As the plates further collided, the rocks were pushed above the sea creating Mt Tamalpais as we know it today. The colossal pressures of this collision resulted in severely deformed landscapes. Local folding of the rocks resulted in mountain building forces, which further raised peaks above sea level. Because this folding was so tremendous and happened on a local scale there are no regularities in the peaks and valleys of the region. The warped and twisted formations exposed on the road cuts above Muir Woods show that they have been subjected to enormous pressures. Further erosion and weathering has exposed underground rock and resulted in valleys such as Muir Woods' Redwood Canyon.

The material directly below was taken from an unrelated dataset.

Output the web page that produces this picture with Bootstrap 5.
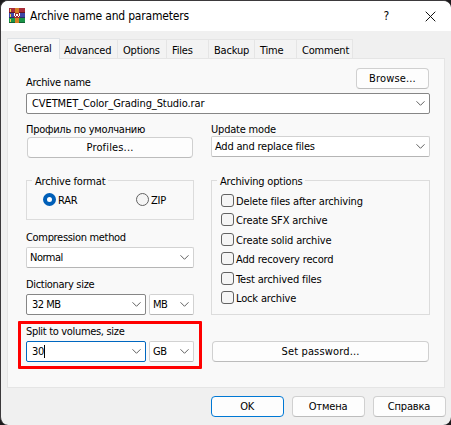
<!DOCTYPE html>
<html lang="en">
<head>
<meta charset="utf-8">
<meta name="viewport" content="width=device-width, initial-scale=1">
<title>Archive name and parameters</title>
<link href="https://cdn.jsdelivr.net/npm/bootstrap@5.3.0/dist/css/bootstrap.min.css" rel="stylesheet">
<style>
html,body{height:100%;overflow:hidden}
body{background:#1c1a1c;font:11px/15px "DejaVu Sans Condensed","DejaVu Sans",sans-serif;font-stretch:condensed;color:#000;letter-spacing:-.2px;white-space:nowrap}
.dialog-win{width:451px;height:425px;background:#f0f0f0;border:1px solid #3b393b;border-right:0;border-bottom:0;border-radius:8px;overflow:hidden}
.title-strip{height:30px;background:#fff;padding:0 15px 0 8px}
.title-strip .caption{font-size:12px;margin-left:5px;letter-spacing:-.2px}
.nav-tabs{--bs-nav-tabs-border-width:0;height:27px;padding:7px 0 0 6px;align-items:flex-end;border:0;flex-wrap:nowrap;position:relative;z-index:1}
.nav-tabs .nav-link{height:19px;padding:3px 0 0 5px;border:1px solid #e5e5e5;border-bottom:0;border-left:0;border-radius:0;background:#f3f3f3;color:#000;margin:0}
.nav-tabs .nav-link.w-adv{padding-left:4px}
.nav-tabs .nav-link.active{height:21px;padding:2px 0 0 6px;border-left:1px solid #e5e5e5;background:#f9f9f9;color:#000;margin-bottom:-1px}
.w-gen{width:53px}.w-adv{width:58px}.w-opt{width:49px}.w-fil{width:42px}.w-bak{width:46px}.w-tim{width:42px}.w-com{width:56px}
.pane{margin-left:6px;width:438px;height:330px;background:#f9f9f9;border:1px solid #e5e5e5;padding:9px 14px 0 18px}
.head-row{height:25px;padding:0 1px 0 0}
.head-row label{margin-top:7px;letter-spacing:-.3px}
.btn{--bs-btn-font-size:11px;--bs-btn-line-height:15px;height:21px;padding:0;background:#fdfdfd;border:1px solid #d0d0d0;border-bottom-color:#bcbcbc;border-radius:4px;color:#000;letter-spacing:.15px}
.btn.cyr{letter-spacing:-.15px;padding-right:1px}
.btn.main{border-color:#0078d4;letter-spacing:-.3px;padding-right:1px}
.w-std{width:73px}
.combo{height:21px;background:#fff;border:1px solid #d2d2d2;border-bottom-color:#b5b5b5;border-radius:2px;padding:0 4px 0 3px}
.combo.edit{border-color:#868686;padding-left:5px}
.combo.focus{border-color:#0067c0}
.chev{width:9px;height:5px;fill:none;stroke:#606060;stroke-width:1}
.file-name{letter-spacing:-.1px}
.tight{letter-spacing:-.5px}
.col-l{width:168px}.col-r{width:219px}
.size{width:120px}.unit{width:45px}
.group{border:1px solid #dcdcdc;position:relative}
.group>legend{position:absolute;top:-7px;left:5px;width:auto;margin:0;padding:0 3px;background:#f9f9f9;font-size:11px;line-height:15px;float:none}
.g-format{height:40px;margin-top:22px;padding:12px 0 0 16px}
.g-opts{height:135px;margin-top:23px;padding:13px 0 0 9px}
.form-check-input{width:13px;height:13px;margin:0;float:none;flex:none;border:1px solid #626262;background-color:#f5f5f5}
.form-check-input[type=checkbox]{border-radius:3px}
.form-check-input[type=radio]:checked{background:#fff;border:4px solid #005fb8}
.opt{height:19.4px}
.opt label{margin-left:2px}
.g-opts label{letter-spacing:-.15px}
.r-rar{width:93px}
.split-mark{margin:6px -8px 0;width:184px;height:48px;border:3px solid red;padding:0 5px;border-radius:1px}
.lbl{height:15px}
.lbl.slim{height:14px}
.lbl.tall{height:17px;letter-spacing:-.32px}
.lbl.cyr{letter-spacing:-.27px}
.gap-a{margin-top:10px}.gap-b{margin-top:9px}
.profile-btn{width:166px;margin:0 1px}
.set-pass{margin:26px 1px 0;width:217px}
.caret-bar{width:1px;height:13px;background:#000}
.foot{padding:8px 5px 0 0}
</style>
</head>
<body>
<main class="dialog-win">
  <header class="title-strip d-flex align-items-center">
    <svg width="16" height="16" viewBox="0 0 16 16" shape-rendering="crispEdges">
      <path fill="#a92b38" d="M0 0h16v5H0z"/><path fill="#3e48a8" d="M0 5h16v5H0z"/><path fill="#199447" d="M0 10h16v5H0z"/>
      <path fill="#631421" d="M0 4h16v1H0z"/><path fill="#282b68" d="M0 9h16v1H0z"/><path fill="#126032" d="M0 14h16v1H0z"/>
      <path fill="#ead04b" d="M1 1h1v3H1zM1 6h1v3H1zM1 11h1v3H1z"/>
      <path fill="#d68025" d="M6 0h4v15H6z"/><path fill="#9c2c34" d="M5 5h6v5H5z"/><path fill="#fff" d="M5 5h1v3H5zM10 5h1v3h-1zM6 8h1v1H6zM9 8h1v1H9zM7 6h2v2H7z"/>
    </svg>
    <span class="caption">Archive name and parameters</span>
    <span class="caption ms-auto me-4 pe-1">?</span>
    <svg class="ms-2" width="11" height="11" viewBox="0 0 11 11"><path d="M.7.7l9.6 9.6M10.300.7L.7 10.300" stroke="#111" fill="none"/></svg>
  </header>
  <nav class="nav nav-tabs">
    <a class="nav-link active w-gen">General</a><a class="nav-link w-adv">Advanced</a><a class="nav-link w-opt">Options</a><a class="nav-link w-fil">Files</a><a class="nav-link w-bak">Backup</a><a class="nav-link w-tim">Time</a><a class="nav-link w-com">Comment</a>
  </nav>
  <section class="pane">
    <div class="head-row d-flex justify-content-between">
      <label>Archive name</label>
      <button class="btn w-std">Browse...</button>
    </div>
    <div class="combo edit d-flex align-items-center justify-content-between"><span class="file-name">CVETMET_Color_Grading_Studio.rar</span><svg class="chev" viewBox="0 0 9 5"><path d="M.5.3l4 4 4-4"/></svg></div>
    <div class="d-flex justify-content-between pt-2">
      <div class="col-l">
        <div class="lbl cyr">Профиль по умолчанию</div>
        <button class="btn profile-btn">Profiles...</button>
        <fieldset class="group g-format d-flex">
          <legend>Archive format</legend>
          <div class="opt d-flex r-rar"><input class="form-check-input" type="radio" name="fmt" id="rar" checked><label for="rar">RAR</label></div>
          <div class="opt d-flex"><input class="form-check-input" type="radio" name="fmt" id="zip"><label for="zip">ZIP</label></div>
        </fieldset>
        <div class="lbl tall gap-a">Compression method</div>
        <div class="combo d-flex align-items-center justify-content-between"><span class="tight">Normal</span><svg class="chev" viewBox="0 0 9 5"><path d="M.5.3l4 4 4-4"/></svg></div>
        <div class="lbl tall gap-b">Dictionary size</div>
        <div class="d-flex justify-content-between">
          <div class="combo edit d-flex align-items-center justify-content-between size"><span class="tight">32 MB</span><svg class="chev" viewBox="0 0 9 5"><path d="M.5.3l4 4 4-4"/></svg></div>
          <div class="combo d-flex align-items-center justify-content-between unit"><span class="tight">MB</span><svg class="chev" viewBox="0 0 9 5"><path d="M.5.3l4 4 4-4"/></svg></div>
        </div>
        <div class="split-mark">
          <div class="lbl tall">Split to volumes, size</div>
          <div class="d-flex justify-content-between">
            <div class="combo edit focus d-flex align-items-center size"><span>30</span><i class="caret-bar"></i><svg class="chev ms-auto" viewBox="0 0 9 5"><path d="M.5.3l4 4 4-4"/></svg></div>
            <div class="combo d-flex align-items-center justify-content-between unit"><span class="tight">GB</span><svg class="chev" viewBox="0 0 9 5"><path d="M.5.3l4 4 4-4"/></svg></div>
          </div>
        </div>
      </div>
      <div class="col-r">
        <div class="lbl slim">Update mode</div>
        <div class="combo d-flex align-items-center justify-content-between"><span>Add and replace files</span><svg class="chev" viewBox="0 0 9 5"><path d="M.5.3l4 4 4-4"/></svg></div>
        <fieldset class="group g-opts">
          <legend>Archiving options</legend>
          <div class="opt d-flex"><input class="form-check-input" type="checkbox" id="o1"><label for="o1">Delete files after archiving</label></div>
          <div class="opt d-flex"><input class="form-check-input" type="checkbox" id="o2"><label for="o2">Create SFX archive</label></div>
          <div class="opt d-flex"><input class="form-check-input" type="checkbox" id="o3"><label for="o3">Create solid archive</label></div>
          <div class="opt d-flex"><input class="form-check-input" type="checkbox" id="o4"><label for="o4">Add recovery record</label></div>
          <div class="opt d-flex"><input class="form-check-input" type="checkbox" id="o5"><label for="o5">Test archived files</label></div>
          <div class="opt d-flex"><input class="form-check-input" type="checkbox" id="o6"><label for="o6">Lock archive</label></div>
        </fieldset>
        <button class="btn set-pass">Set password...</button>
      </div>
    </div>
  </section>
  <footer class="foot d-flex justify-content-end gap-2">
    <button class="btn main w-std">OK</button><button class="btn cyr w-std">Отмена</button><button class="btn cyr w-std">Справка</button>
  </footer>
</main>
<script src="https://cdn.jsdelivr.net/npm/bootstrap@5.3.0/dist/js/bootstrap.bundle.min.js"></script>
</body>
</html>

As the oceanic plate was pushed further under the continental plate, it hit the earth's mantle just under the crust. The force of this collision sent rock from the mantle up through cracks in the rocks above. The terrible forces these rocks were subjected to as they were forced to squeeze their way to the surface changed them to a new rock. One of the most common of these rocks is serpentine. Serpentine, a metamorphic rock, forms when peridotite, the material most of the earth's mantle is made of, reacts with water, usually beneath the earth's crust. California’s state rock, serpentine is a bright green, blue or gray in color. There are several outcrops of serpentine along the trails in Muir Woods.

Muir Woods Today

The rock cycle continues in Muir Woods. Geologic time makes it difficult to discern the current events, but the processes of rock building, erosion and change still take place. Over the millennia, these geologic forces will shape and change Muir Woods in unknown ways. One certainty is that, due to their longevity and Muir Woods' protected status, the redwoods will still be around to see the changes.